Distributed Deep Learning Pipeline for Seismo-volcanic data (Etna)
Solid Earth Sciences, Seismology
Research area
The project creates a distributed workflow operating on High Performance Computing platforms to process complex seismic waveforms recorded in volcanic areas. The use case was a dataset of waveforms recorded in the Etna area (Sicily) and tested on the Leonardo platform, with a possible extension to Galileo100. The workflow standardizes the waveforms into a uniform format and then applies a set of pre-trained Deep Learning models provided by the SeisBench toolbox (Woollam et al., 2022) to perform the P-S phases on the waveforms.
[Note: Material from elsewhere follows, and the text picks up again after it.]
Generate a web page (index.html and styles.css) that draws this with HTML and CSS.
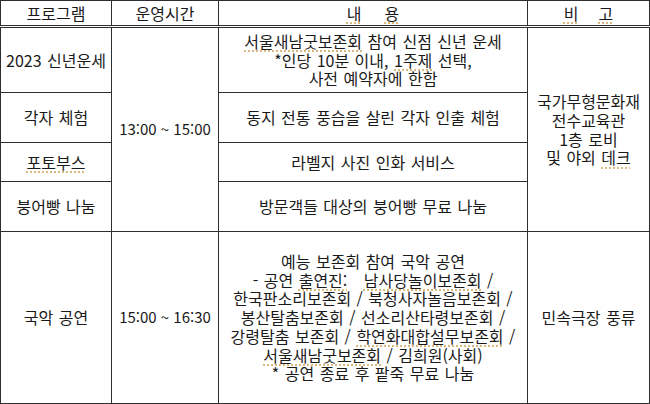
FILE: index.html
```html
<!DOCTYPE html>
<html lang="ko">
<head>
<meta charset="utf-8">
<link rel="stylesheet" href="styles.css">
</head>
<body>
<table class="sched">
  <colgroup>
    <col class="c1"><col class="c2"><col class="c3"><col class="c4">
  </colgroup>
  <thead>
    <tr class="head">
      <th>프로그램</th>
      <th>운영시간</th>
      <th><span class="sp">내<span class="gap"></span>용</span></th>
      <th><span class="sp">비<span class="gap2"></span>고</span></th>
    </tr>
  </thead>
  <tbody>
    <tr class="r1">
      <td>2023 신년운세</td>
      <td rowspan="4" class="time">13:00 ~ 15:00</td>
      <td class="lines r1c"><span class="sp">서울새남굿보존회</span> 참여 신점 신년 운세<br>*인당 10분 이내, <span class="sp">1주제</span> 선택,<br>사전 예약자에 한함</td>
      <td rowspan="4" class="lines">국가무형문화재<br>전수교육관<br>1층 로비<br>및 야외 <span class="sp">데크</span></td>
    </tr>
    <tr class="r2">
      <td>각자 체험</td>
      <td>동지 전통 풍습을 살린 각자 인출 체험</td>
    </tr>
    <tr class="r3">
      <td><span class="sp">포토부스</span></td>
      <td>라벨지 사진 인화 서비스</td>
    </tr>
    <tr class="r4">
      <td>붕어빵 나눔</td>
      <td>방문객들 대상의 붕어빵 무료 나눔</td>
    </tr>
    <tr class="r5">
      <td>국악 공연</td>
      <td class="time">15:00 ~ 16:30</td>
      <td class="lines wide">예능 보존회 참여 국악 공연<br>- 공연 <span class="sp">출연진:</span>&nbsp;&nbsp;&nbsp;<span class="sp">남사당놀이보존회</span> /<br>한국판소리보존회 / 북청사자놀음보존회 /<br>봉산탈춤보존회 / 선소리산타령보존회 /<br>강령탈춤 보존회 / <span class="sp">학연화대합설무보존회</span> /<br><span class="sp">서울새남굿보존회</span> / 김희원(사회)<br>* 공연 종료 후 팥죽 무료 나눔</td>
      <td>민속극장 풍류</td>
    </tr>
  </tbody>
</table>
</body>
</html>
```

FILE: styles.css
```css
html, body {
  margin: 0;
  padding: 0;
  background: #ffffff;
}

body {
  font-family: "Noto Sans CJK KR", "Noto Sans", sans-serif;
  font-size: 16px;
  word-spacing: 1px;
  color: #1a1a1a;
}

.sched {
  border-collapse: collapse;
  table-layout: fixed;
  width: 649px;
}

.c1 { width: 111px; }
.c2 { width: 107px; }
.c3 { width: 309px; }
.c4 { width: 122px; }

.sched th,
.sched td {
  border: 1px solid #2e2e2e;
  padding: 0;
  text-align: center;
  vertical-align: middle;
  font-weight: normal;
  line-height: 18.75px;
  white-space: nowrap;
}

.head th {
  height: 24px;
  border-bottom: 3px double #2e2e2e;
  line-height: 20px;
}

.r1 td { height: 64px; }
.r2 td { height: 49px; }
.r3 td { height: 38px; }
.r4 td { height: 49px; }
.r5 td { height: 171px; }

.time {
  font-size: 15px;
  word-spacing: 0;
}

.r1c {
  padding-bottom: 5px;
}

.wide {
  line-height: 19.3px;
}

.sp {
  text-decoration: underline dotted #d2a860;
  text-underline-offset: 3px;
}

.gap {
  display: inline-block;
  width: 23px;
}

.gap2 {
  display: inline-block;
  width: 20px;
}
```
The predicted picks are then linked to the predicted earthquakes by the GaMMA association tool (Zhu et al., 2022).
Project goals
This project enables data analysis of complex seismic waveforms in volcanic areas where the signals are influenced by multiple seismic sources mainly related to the presence of fluids and the brittle fractures under stress within the volcanic structure. Conventional picking methods and phase associators can encounter difficulties with such complex waveforms. The ultimate goal is to find an automatic way to distinguish between the two main families of seismic signals caused by Volcano-Tectonic earthquakes and Long-Period events using machine learning models and seismological techniques.
Computational approach
Seismological waveforms are recorded by multiple networks and occupy storage space in the order of terabytes annually, so this can be considered a big data problem. Processing them can be a computational and temporal challenge. The application of Deep Learning models in conjunction with the parallelisation strategies enabled by High Performance Computing architectures offer significant advantages in terms of acceleration and deliver remarkable results compared to operations performed by humans. However, a major challenge is still the classification of seismic phases and earthquakes, which currently requires comparison tests with labelled seismic truth datasets.
Andrea Carducci
Istituto Nazionale di Oceanografia e di Geofisica Sperimentale
I am an applied geologist and seismologist, have a PhD in Earthquake and Environmental Hazards and work as a PostDoc fellow at OGS in Trieste. In December 2024, I completed a Master's degree in High Performance Computing at the International Centre for Theoretical Physics in Trieste. My thesis was about creating a workflow for phase picking and association on CINECA's Leonardo platform. My current project deals with the application of deep learning models and unsupervised learning for the processing of seismological data.